> **DATASET EXTRACT**:
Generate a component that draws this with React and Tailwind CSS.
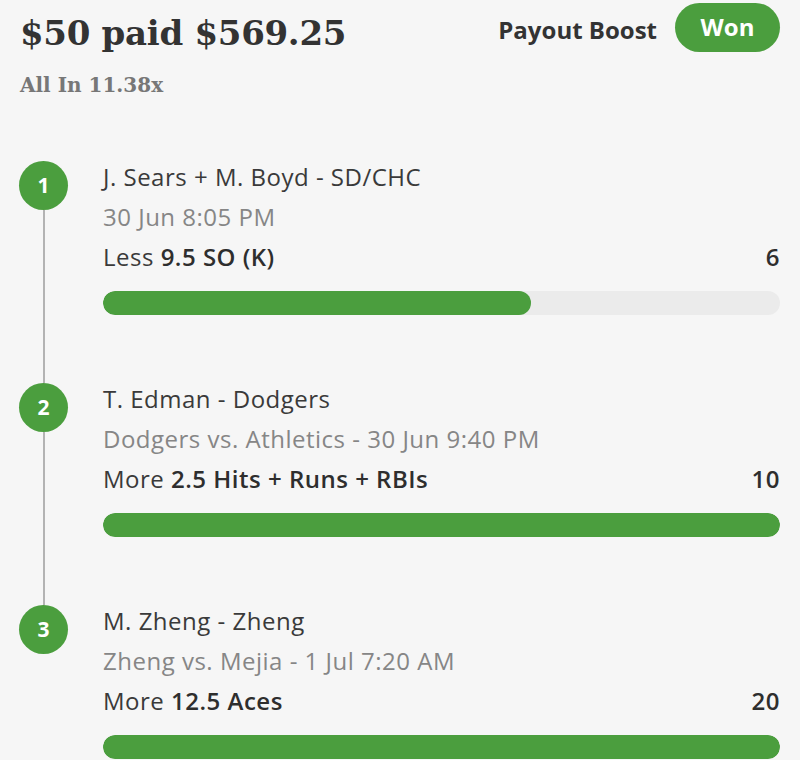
import React from "react";

const legs = [
  {
    n: 1,
    title: "J. Sears + M. Boyd - SD/CHC",
    sub: "30 Jun 8:05 PM",
    dir: "Less",
    line: "9.5 SO (K)",
    value: 6,
    pct: 63.2,
  },
  {
    n: 2,
    title: "T. Edman - Dodgers",
    sub: "Dodgers vs. Athletics - 30 Jun 9:40 PM",
    dir: "More",
    line: "2.5 Hits + Runs + RBIs",
    value: 10,
    pct: 100,
  },
  {
    n: 3,
    title: "M. Zheng - Zheng",
    sub: "Zheng vs. Mejia - 1 Jul 7:20 AM",
    dir: "More",
    line: "12.5 Aces",
    value: 20,
    pct: 100,
  },
];

function Leg({ leg, last }) {
  return (
    <div className={`flex ${last ? "" : "h-[222px]"}`}>
      <div className="w-[87px] flex flex-col items-center shrink-0">
        <div className="w-[49px] h-[49px] rounded-full bg-[#4b9e3e] text-white flex items-center justify-center text-[21px] font-bold shrink-0">
          {leg.n}
        </div>
        {!last && <div className="w-[2px] flex-1 bg-[#b3b3b3]" />}
      </div>
      <div className="flex-1 pl-[16px] pr-[20px] -mt-[4px] text-[24px] tracking-[0.5px] leading-[40px]">
        <div className="text-[#3a3a3a]">{leg.title}</div>
        <div className="text-[#868686]">{leg.sub}</div>
        <div className="flex justify-between text-[#3a3a3a]">
          <span>
            {leg.dir} <span className="font-semibold text-[#2e2e2e]">{leg.line}</span>
          </span>
          <span className="font-semibold text-[#2e2e2e]">{leg.value}</span>
        </div>
        <div className="mt-[14px] h-[24px] rounded-full bg-[#ebebeb] overflow-hidden">
          <div className="h-full rounded-full bg-[#4b9e3e]" style={{ width: `${leg.pct}%` }} />
        </div>
      </div>
    </div>
  );
}

export default function App() {
  return (
    <div
      className="w-[800px] h-[760px] bg-[#f6f6f6] overflow-hidden"
      style={{ fontFamily: "'Open Sans', 'Noto Sans', sans-serif" }}
    >
      <div className="flex justify-between items-start pl-[20px] pr-[20px] pt-[3px]">
        <div className="pt-[5px]">
          <div
            className="text-[34px] leading-[50px] font-bold text-[#333333] tracking-[-0.3px]"
            style={{ fontFamily: "'DejaVu Serif', serif" }}
          >
            $50 paid $569.25
          </div>
          <div
            className="mt-[13px] text-[20px] leading-[28px] font-bold text-[#777777]"
            style={{ fontFamily: "'DejaVu Serif', serif" }}
          >
            All In 11.38x
          </div>
        </div>
        <div className="flex items-center gap-[18px]">
          <span className="text-[24px] font-bold text-[#333333] mt-[5px]">Payout Boost</span>
          <span className="h-[49px] w-[105px] rounded-full bg-[#4b9e3e] text-white text-[24px] font-bold flex items-center justify-center pb-[2px]">
            Won
          </span>
        </div>
      </div>
      <div className="mt-[62px]">
        {legs.map((leg, i) => (
          <Leg key={leg.n} leg={leg} last={i === legs.length - 1} />
        ))}
      </div>
    </div>
  );
}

> **DESCRIPTION OF THE TASK**:
Make an exact copy of all the material, but keep the pictures out of it.

> **THE REPLY**:
Generate a component that draws this with React and Tailwind CSS.
import React from "react";

const legs = [
  {
    n: 1,
    title: "J. Sears + M. Boyd - SD/CHC",
    sub: "30 Jun 8:05 PM",
    dir: "Less",
    line: "9.5 SO (K)",
    value: 6,
    pct: 63.2,
  },
  {
    n: 2,
    title: "T. Edman - Dodgers",
    sub: "Dodgers vs. Athletics - 30 Jun 9:40 PM",
    dir: "More",
    line: "2.5 Hits + Runs + RBIs",
    value: 10,
    pct: 100,
  },
  {
    n: 3,
    title: "M. Zheng - Zheng",
    sub: "Zheng vs. Mejia - 1 Jul 7:20 AM",
    dir: "More",
    line: "12.5 Aces",
    value: 20,
    pct: 100,
  },
];

function Leg({ leg, last }) {
  return (
    <div className={`flex ${last ? "" : "h-[222px]"}`}>
      <div className="w-[87px] flex flex-col items-center shrink-0">
        <div className="w-[49px] h-[49px] rounded-full bg-[#4b9e3e] text-white flex items-center justify-center text-[21px] font-bold shrink-0">
          {leg.n}
        </div>
        {!last && <div className="w-[2px] flex-1 bg-[#b3b3b3]" />}
      </div>
      <div className="flex-1 pl-[16px] pr-[20px] -mt-[4px] text-[24px] tracking-[0.5px] leading-[40px]">
        <div className="text-[#3a3a3a]">{leg.title}</div>
        <div className="text-[#868686]">{leg.sub}</div>
        <div className="flex justify-between text-[#3a3a3a]">
          <span>
            {leg.dir} <span className="font-semibold text-[#2e2e2e]">{leg.line}</span>
          </span>
          <span className="font-semibold text-[#2e2e2e]">{leg.value}</span>
        </div>
        <div className="mt-[14px] h-[24px] rounded-full bg-[#ebebeb] overflow-hidden">
          <div className="h-full rounded-full bg-[#4b9e3e]" style={{ width: `${leg.pct}%` }} />
        </div>
      </div>
    </div>
  );
}

export default function App() {
  return (
    <div
      className="w-[800px] h-[760px] bg-[#f6f6f6] overflow-hidden"
      style={{ fontFamily: "'Open Sans', 'Noto Sans', sans-serif" }}
    >
      <div className="flex justify-between items-start pl-[20px] pr-[20px] pt-[3px]">
        <div className="pt-[5px]">
          <div
            className="text-[34px] leading-[50px] font-bold text-[#333333] tracking-[-0.3px]"
            style={{ fontFamily: "'DejaVu Serif', serif" }}
          >
            $50 paid $569.25
          </div>
          <div
            className="mt-[13px] text-[20px] leading-[28px] font-bold text-[#777777]"
            style={{ fontFamily: "'DejaVu Serif', serif" }}
          >
            All In 11.38x
          </div>
        </div>
        <div className="flex items-center gap-[18px]">
          <span className="text-[24px] font-bold text-[#333333] mt-[5px]">Payout Boost</span>
          <span className="h-[49px] w-[105px] rounded-full bg-[#4b9e3e] text-white text-[24px] font-bold flex items-center justify-center pb-[2px]">
            Won
          </span>
        </div>
      </div>
      <div className="mt-[62px]">
        {legs.map((leg, i) => (
          <Leg key={leg.n} leg={leg} last={i === legs.length - 1} />
        ))}
      </div>
    </div>
  );
}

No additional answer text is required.